Brainerd Dispatch 6-15-12
After graduating from the College of St. Scholastica in Duluth and entering the working world, Blake Eller realized he wanted to be a baseball coach. The 2004 Brainerd High School graduate, a standout player for the Warriors and in college for the Saints, served the last two years as a graduate assistant coach at Southwest Minnesota State University in Marshall. “I’ve wanted to coach for the last few years,” Eller said. “Obviously, I always loved playing the game and everything involved with it. (The game) teaches you about yourself and about life. I wanted to get involved and help kids who want to play.” On June 11, Eller’s career path took another step in the right direction when he was hired as head baseball coach at Central Lakes College in Brainerd. He succeeds Pat Held, who resigned following last season.
“When I got done with grad school I was on the job search,” Eller said. “There was not a lot going on, so I decided to come back to town. I heard coach Held had retired. I thought about that for a while, and (CLC athletic director) Jim (Russell) called me and said he wanted to meet. That got the wheels turning in my head.
“I thought it would be an awesome opportunity to start with a program that hasn’t had a lot of success in the past, but last year started to grow a little bit, and put my stamp on it.
“I have a lot of good mentors. In speaking with Jim, he said he talked to a couple people who gave me good references. He’s been talking to (Warriors head coach) Lowell Scearcy, who’s been great to me. (Warriors assistant) Keith Peterson and (Brainerd Bees coach) Tim Martin have helped me along the way, too. I appreciate what those guys have done for me.”
Russell was thrilled to hire an individual who’s come through the Brainerd baseball system and was a standout player.
“He’s a Brainerd guy, he’s from the Brainerd community,” Russell said. “He played four years in college, was a graduate assistant at Southwest State, that alone says a lot about him, and about his character. Just the connections he has in the Central Lakes Conference, at the high school, and with Scearcy, he went through that system.
“We’re excited to get a baseball guy.
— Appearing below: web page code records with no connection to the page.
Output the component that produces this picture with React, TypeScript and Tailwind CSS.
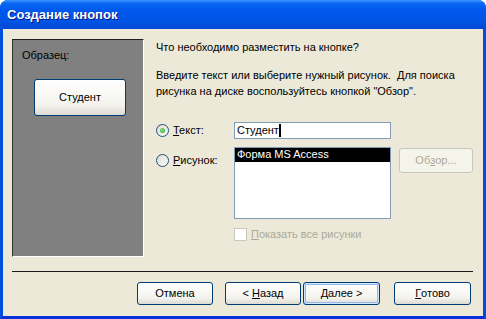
import React from "react";

const font = "font-['Liberation_Sans',Arial,sans-serif]";

function XpButton({
  children,
  className = "",
  isDefault = false,
  disabled = false,
}: {
  children: React.ReactNode;
  className?: string;
  isDefault?: boolean;
  disabled?: boolean;
}) {
  if (disabled) {
    return (
      <div
        className={`flex items-center justify-center rounded-[3px] border border-[#c9c7ba] bg-[#f5f4ea] text-[#aca899] ${className}`}
      >
        {children}
      </div>
    );
  }
  return (
    <div
      className={`flex items-center justify-center whitespace-pre rounded-[3px] border border-[#003c74] bg-[linear-gradient(to_bottom,#ffffff,#f4f3ee_70%,#dcdbd3)] text-black ${
        isDefault ? "shadow-[inset_0_0_0_1px_#cee7ff,inset_0_0_0_2px_#98b8ea]" : ""
      } ${className}`}
    >
      {children}
    </div>
  );
}

function Radio({ checked }: { checked?: boolean }) {
  return (
    <div className="flex h-[13px] w-[13px] shrink-0 items-center justify-center rounded-full border border-[#1c5180] bg-[linear-gradient(135deg,#dcd9d0,#ffffff)]">
      {checked && (
        <div className="h-[5px] w-[5px] rounded-full bg-[radial-gradient(circle_at_40%_40%,#8ee38e,#21a121)]" />
      )}
    </div>
  );
}

export default function App() {
  return (
    <div
      className={`flex h-[319px] w-[486px] flex-col overflow-hidden rounded-t-[8px] bg-[#0054e3] text-[11px] leading-[13px] ${font}`}
    >
      {/* Title bar */}
      <div className="flex h-[29px] shrink-0 items-center bg-[linear-gradient(to_bottom,#3d95ff_0%,#0a66f2_12%,#0058ee_35%,#0054e3_75%,#0048d4_100%)] pl-[7px]">
        <span className="text-[13px] font-bold text-white [text-shadow:1px_1px_0_#0a1883]">
          Создание кнопок
        </span>
      </div>

      {/* Frame */}
      <div className="flex flex-1 border-x-[3px] border-b-[3px] border-x-[#0050dd] border-b-[#0831d9]">
        <div className="flex flex-1 flex-col bg-[#ece9d8] pl-[9px] pt-[10px]">
          <div className="flex h-[218px]">
            {/* Sample panel */}
            <div className="flex w-[132px] shrink-0 flex-col border-b border-l border-r border-t border-b-white border-l-[#303030] border-r-white border-t-[#202020] bg-[#808080]">
              <div className="ml-[9px] mt-[9px] text-black">Образец:</div>
              <XpButton className="ml-[21px] mt-[17px] h-[37px] w-[92px]">Студент</XpButton>
            </div>

            {/* Right column */}
            <div className="ml-[12px] flex flex-col text-black">
              <p className="leading-[16px]">Что необходимо разместить на кнопке?</p>
              <p className="mt-[12px] leading-[16px]">
                Введите текст или выберите нужный рисунок.&nbsp; Для поиска
                <br />
                рисунка на диске воспользуйтесь кнопкой "Обзор".
              </p>

              <div className="mt-[23px] flex items-center">
                <div className="flex w-[78px] items-center">
                  <Radio checked />
                  <span className="ml-[4px]">
                    <u>Т</u>екст:
                  </span>
                </div>
                <div className="flex h-[17px] w-[157px] items-center border border-[#7f9db9] bg-white pl-[2px]">
                  <span>Студент</span>
                  <span className="h-[13px] w-[2px] bg-black" />
                </div>
              </div>

              <div className="mt-[8px] flex items-start">
                <div className="mt-[7px] flex w-[78px] items-center">
                  <Radio />
                  <span className="ml-[4px]">
                    <u>Р</u>исунок:
                  </span>
                </div>
                <div className="h-[72px] w-[157px] border border-[#7f9db9] bg-white">
                  <div className="h-[14px] bg-black pl-[2px] text-white">Форма MS Access</div>
                </div>
                <XpButton disabled className="ml-[8px] mt-[1px] h-[25px] w-[74px]">
                  Об<u>з</u>ор...
                </XpButton>
              </div>

              <div className="ml-[78px] mt-[9px] flex items-center text-[#aca899]">
                <div className="h-[13px] w-[13px] border border-[#cac8bb] bg-white" />
                <span className="ml-[4px]">
                  <u>П</u>оказать все рисунки
                </span>
              </div>
            </div>
          </div>

          <div className="mr-[10px] mt-[14px] h-px bg-[#1a1a1a]" />

          <div className="mt-[10px] flex pl-[125px]">
            <XpButton className="h-[23px] w-[76px]">Отмена</XpButton>
            <XpButton className="ml-[12px] h-[23px] w-[76px]">
              {"< "}
              <u>Н</u>азад
            </XpButton>
            <XpButton isDefault className="ml-[2px] h-[23px] w-[77px]">
              <u>Д</u>алее{" >"}
            </XpButton>
            <XpButton className="ml-[14px] h-[23px] w-[77px]">
              <u>Г</u>отово
            </XpButton>
          </div>
        </div>
      </div>
    </div>
  );
}
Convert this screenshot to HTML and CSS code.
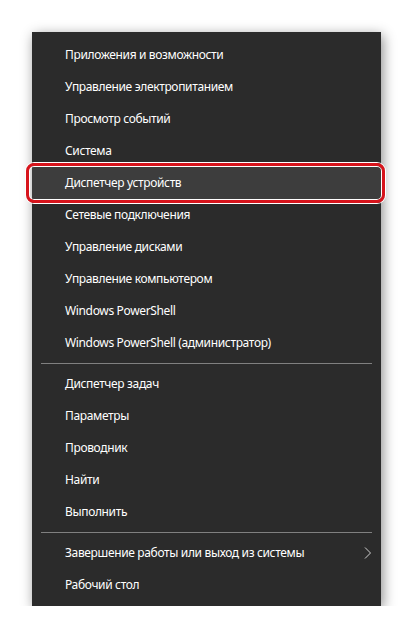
FILE: index.html
```html
<!DOCTYPE html>
<html lang="ru">
<head>
    <meta charset="UTF-8">
    <meta name="viewport" content="width=device-width, initial-scale=1.0">
    <title>Меню Win+X</title>
    <link rel="stylesheet" href="styles.css">
</head>
<body>

<div class="menu">
    <!-- Системные инструменты -->
    <div class="item">Приложения и возможности</div>
    <div class="item">Управление электропитанием</div>
    <div class="item">Просмотр событий</div>
    <div class="item">Система</div>
    <div class="item active">Диспетчер устройств</div>
    <div class="item">Сетевые подключения</div>
    <div class="item">Управление дисками</div>
    <div class="item">Управление компьютером</div>
    <div class="item">Windows PowerShell</div>
    <div class="item">Windows PowerShell (администратор)</div>

    <div class="separator"></div>

    <div class="item">Диспетчер задач</div>
    <div class="item">Параметры</div>
    <div class="item">Проводник</div>
    <div class="item">Найти</div>
    <div class="item">Выполнить</div>

    <div class="separator"></div>

    <!-- Завершение работы -->
    <div class="item submenu">
        <span>Завершение работы или выход из системы</span>
        <svg class="chevron" width="8" height="12" viewBox="0 0 8 12">
            <polyline points="1,0.5 6.5,6 1,11.5" fill="none" stroke="#d0d0d0" stroke-width="1"/>
        </svg>
    </div>
    <div class="item">Рабочий стол</div>
</div>

</body>
</html>
```

FILE: styles.css
```css
/* Фон страницы */
body {
    background-color: #fff;
    margin: 0;
    font-family: "Noto Sans", "Open Sans", sans-serif;
}

.menu {
    display: flex;
    flex-direction: column;
    width: 349px;
    height: 574px;
    box-sizing: border-box;
    margin: 32px 0 0 32px;
    padding: 7px 0 5px;
    background-color: #2b2b2b;
    box-shadow: 2px 3px 12px rgba(0, 0, 0, 0.45);
}

.item {
    display: flex;
    align-items: center;
    height: 32px;
    box-sizing: border-box;
    padding: 0 9px 1px 33px;
    color: #fff;
    font-size: 12px;
    letter-spacing: -0.35px;
    white-space: nowrap;
    position: relative;
}

.item.active {
    background-color: #3d3d3d;
}

/* Красная рамка вокруг выделенного пункта */
.item.active::after {
    content: "";
    position: absolute;
    top: -4px;
    bottom: -4px;
    left: -6px;
    right: -4px;
    border: 3px solid #d7141c;
    border-radius: 8px;
    box-shadow: 0 0 0 1px #fff, inset 0 0 0 1px #fff;
}

.submenu {
    justify-content: space-between;
}

.chevron {
    display: block;
}

.separator {
    height: 1px;
    margin: 4px 9px;
    background-color: #808080;
}
```
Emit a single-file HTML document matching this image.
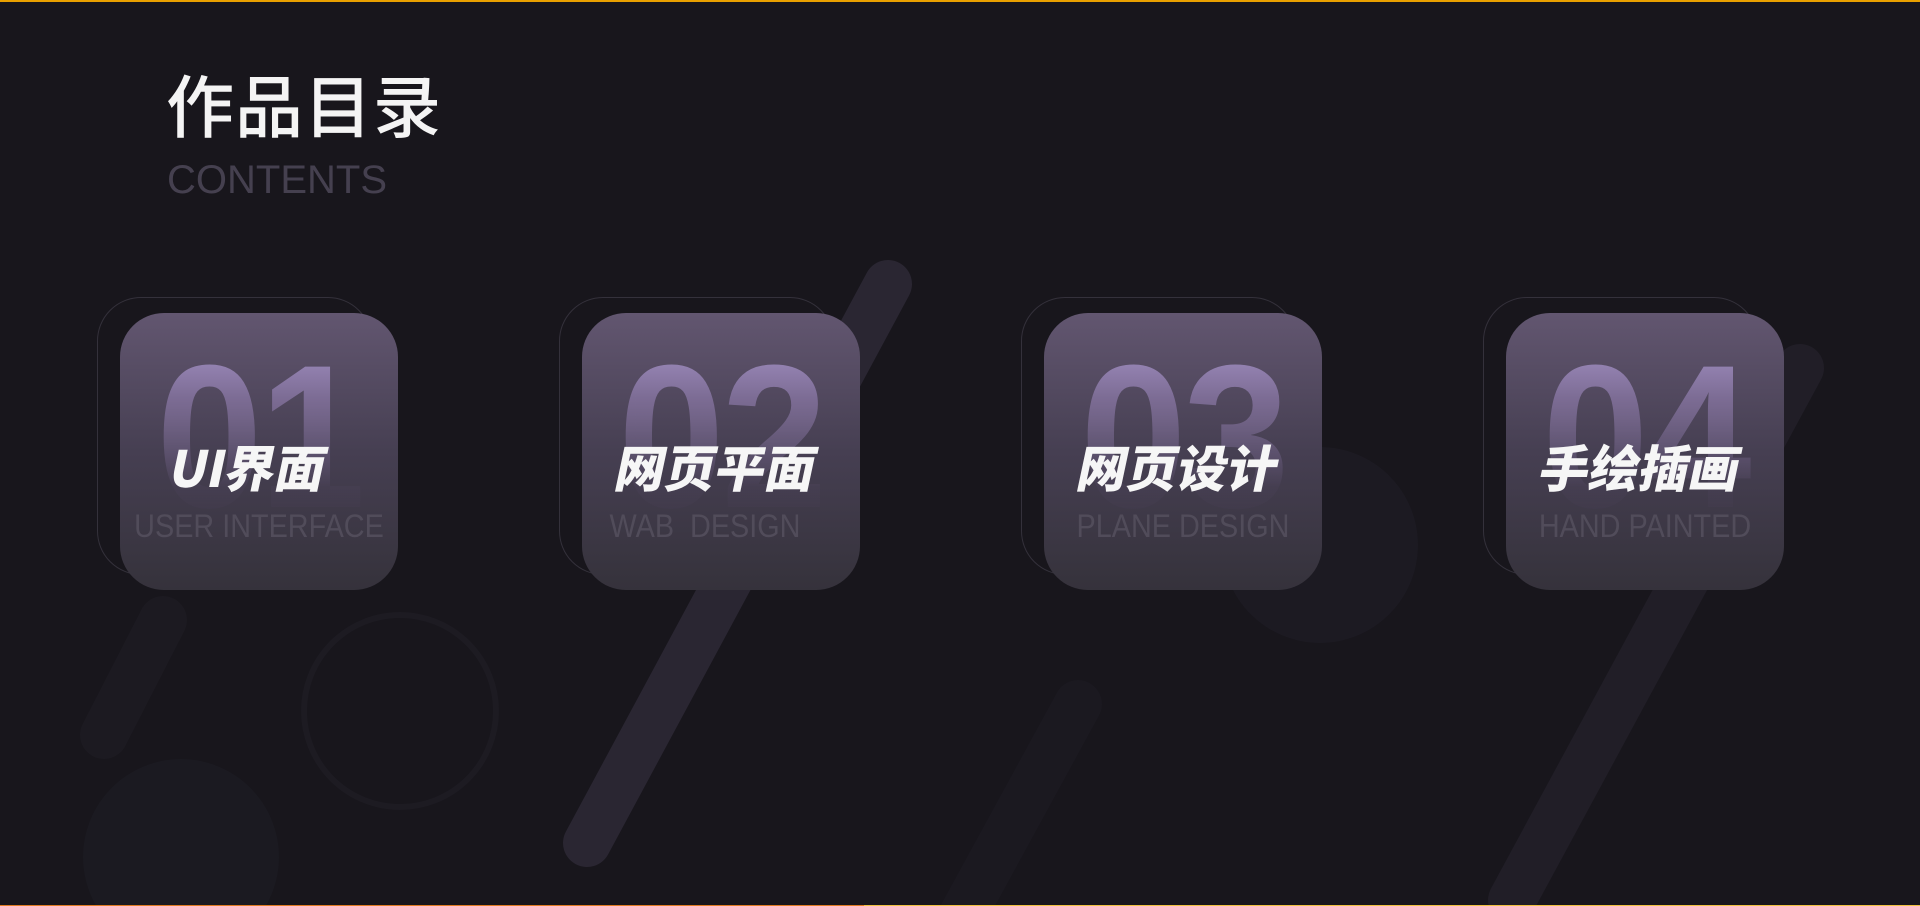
<!DOCTYPE html>
<html style="overflow:hidden"><head><meta charset="utf-8"><style>
*{margin:0;padding:0}
html,body{width:1920px;height:906px;overflow:hidden}
body{background:#18161c;position:relative;font-family:"Liberation Sans","Noto Sans CJK SC",sans-serif}
.topline{position:absolute;left:0;top:0;width:1920px;height:2px;background:#e8a000}
.botline{position:absolute;left:0;bottom:0;width:1920px;height:1px;background:linear-gradient(90deg,#e07a20 0,#e07a20 45%,#f0c040 45%)}
h1{position:absolute;left:166px;top:58px;font-size:68px;font-weight:500;color:#f4f4f4;font-family:"Noto Sans CJK SC",sans-serif;line-height:90px;letter-spacing:1px}
.en{position:absolute;left:167px;top:160px;font-size:40px;color:#45404f;line-height:40px}
.back{position:absolute;width:273px;height:276px;border:1px solid #34313b;border-radius:44px;top:297px}
.card{position:absolute;width:278px;height:277px;top:313px;border-radius:44px;background:linear-gradient(180deg,#625670 0%,#463f52 50%,#35323b 100%);overflow:hidden}
.num{position:absolute;left:0;width:100%;top:24px;text-align:center;font-family:"Liberation Sans",sans-serif;font-weight:bold;font-size:204px;line-height:200px;letter-spacing:-4px;transform:scaleX(0.94);background:linear-gradient(180deg,#a693c8 0%,#7d6d95 30%,rgba(80,70,95,0.25) 75%,rgba(60,55,70,0) 100%);-webkit-background-clip:text;background-clip:text;color:transparent}
.zh{position:absolute;left:-10px;width:100%;top:118px;text-align:center;font-family:"Noto Sans CJK SC",sans-serif;font-weight:900;font-size:50px;line-height:70px;color:#f6f6f6;transform:skewX(-12deg)}
.sub{position:absolute;left:-20px;width:318px;top:196px;text-align:center;font-family:"Liberation Sans",sans-serif;font-size:32px;line-height:34px;color:#514c5a;transform:scaleX(0.9)}
</style></head><body>
<svg width="1920" height="906" style="position:absolute;left:0;top:0">
<g stroke-linecap="round" fill="none">
<line x1="888" y1="284" x2="587" y2="843" stroke="#2a2632" stroke-width="48"/>
<line x1="1800" y1="368" x2="1512" y2="900" stroke="#211e27" stroke-width="48"/>
<line x1="1078" y1="704" x2="960" y2="920" stroke="#1b1920" stroke-width="48"/>
<line x1="163" y1="620" x2="104" y2="735" stroke="#1c1a21" stroke-width="48"/>
</g>
<circle cx="400" cy="711" r="96" fill="none" stroke="#1d1b22" stroke-width="6"/>
<circle cx="181" cy="857" r="98" fill="#1b1a21"/>
<circle cx="1320" cy="545" r="98" fill="#1c1a22"/>
</svg>
<div class="topline"></div>
<div class="botline"></div>
<h1>作品目录</h1>
<div class="en">CONTENTS</div>

<div class="back" style="left:97px"></div>
<div class="card" style="left:120px"><div class="num">01</div><div class="zh">UI界面</div><div class="sub">USER INTERFACE</div></div>

<div class="back" style="left:559px"></div>
<div class="card" style="left:582px"><div class="num">02</div><div class="zh" style="left:-4px">网页平面</div><div class="sub" style="left:-36px">WAB&nbsp; DESIGN</div></div>

<div class="back" style="left:1021px"></div>
<div class="card" style="left:1044px"><div class="num">03</div><div class="zh" style="left:-4px">网页设计</div><div class="sub">PLANE DESIGN</div></div>

<div class="back" style="left:1483px"></div>
<div class="card" style="left:1506px"><div class="num">04</div><div class="zh" style="left:-4px">手绘插画</div><div class="sub">HAND PAINTED</div></div>
</body></html>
I’m looking forward to seeing how he does. I will work with him. Baseball is his love and it’s his dream to coach college baseball. Hopefully, he sets his stamp on this program. As an AD, I will do everything I can to help him out.”
Eller, 26, takes over a program that went 0-31 in 2011 but began to right itself this spring. Eller’s brother, Grant, gets married this weekend. When Eller returns he will begin recruiting.
“Guys that win put in the time, and that’s what I will do,” Eller said. “Guys who play for me will be hard-workers, good students, good people off the field. I think that translates to success on the field.
“I’ve been away from Brainerd the last eight years. It’s good to be back,” Eller said. “I’m definitely looking forward to putting in the hard work around people I know. Hopefully, we can put something out there (the community is) proud of and we win some games.”
At St. Scholastica, Eller helped the Saints to four NCAA region tournaments.
As a senior in 2008, he batted .443 in 36 games with 11 doubles, five home runs and 36 RBIs and was named first team all-conference.
During his junior season, Eller led the team with a .429 average and hit 14 doubles, 12 triples, three home runs and led the team with 58 RBIs.
For the Saints, he was a two-time all-conference outfielder, conference player of the year as a junior, all-region his junior and senior years, a preseason All-American his senior year and was the regional’s most outstanding player his senior year.
At BHS, he was a two-time all-conference selection and played in the Lions All-Star Series.
Following graduation from St. Scholastica, Eller attended tryout camps for the Minnesota Twins and Chicago White Sox, as well as trying out for a independent league teams. Those experiences motivated him to coach.
“The White Sox (tryout) went well,” he said. “A scout told me they would contact me, but the call never came. It’s something that happens in the baseball world. That motivated me to keep working after it didn’t work out.
“I had a tryout with an independent team the summer after I graduated from St. Scholastica but they weren’t looking for a player my style. They wanted more of a big, power hitter, and they didn’t sign me either.
“About six months after that, when I was working and not in baseball shape, I was offered another tryout, but I decided the job I was doing at the time was too much to give up. Looking back now, I kind of wish I would have went and did that but at the time it didn’t feel right.
“Coaching drove me to push kids to make sure they don’t have any regrets or what ifs.”